I say these things while feeling very uneasy and uncertain. As one crusty old elder used to relish telling me – that’s all really nice in my ideal church world, but we live in the real world. Or as someone else recently shared with me, all the people in the prisons are there because they broke the law. The problem isn’t that there in prison – its that they broke the law. They’re getting what they deserve.
Onesimus deserved to be sent back to his master in chains. To be whipped, possibly even executed for escaping. Slavery was an acceptable part of Roman society. Onesimus may have been born into slavery, or he may have sold himself into slavery, or he may have been captured in battle by the Roman army and sold. Regardless he was the legal property of his owner and had no rights, no liberty, no freedom. In running away he’d broken the law and upended the system. He deserved punishment. He deserves to be made an example of. Yet Paul commands Philemon to welcome this criminal as a beloved brother.

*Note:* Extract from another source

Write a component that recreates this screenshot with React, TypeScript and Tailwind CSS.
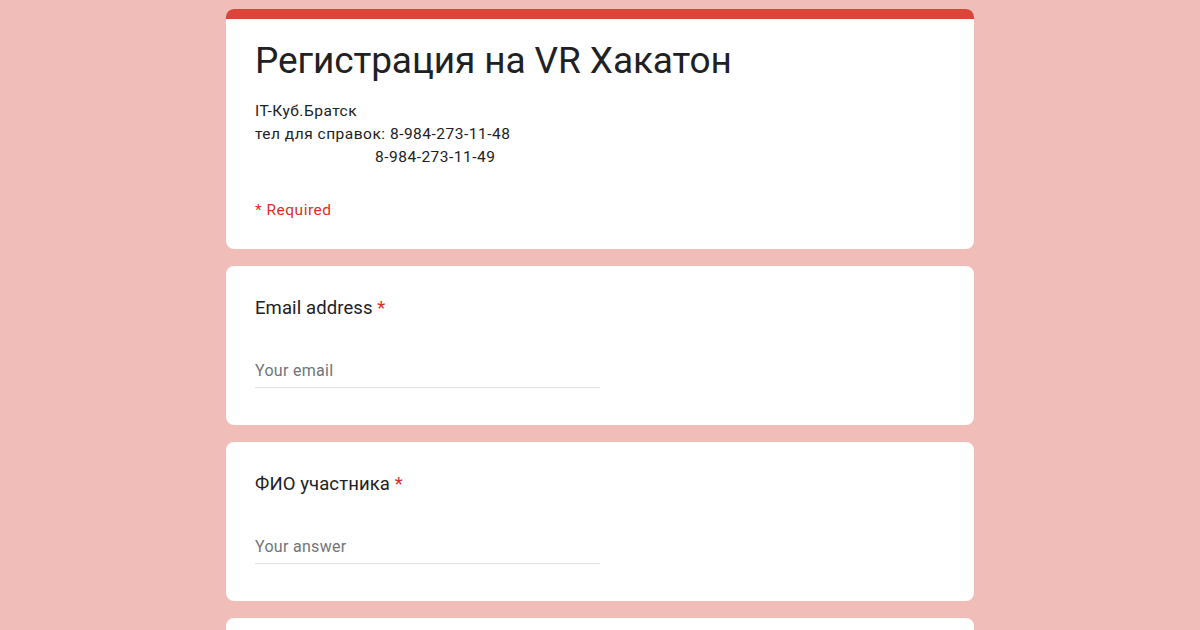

Hanging on a cross next to the dying Jesus, a different criminal asks Jesus to welcome him into his kingdom. No remorse, no confession, no amending of his ways, no making reparations, not even a statement of faith or the sinners prayer. Merely a simple, basic request for grace, to be loved as a child of God. And Jesus, ignoring this man’s past, ignoring what he may have done, ignoring who he hurt and how he hurt them, replies: Today you will be with me in paradise.
I was in prison, Jesus tells the sheep, and you visited me. In Columbiana County, two out of every 100 residents lives in a prison. How would we change, how would our community change, how would those in prison change if we included them among those we called neighbors, if we let them be brothers and sisters to us, if they were among those we felt called to love?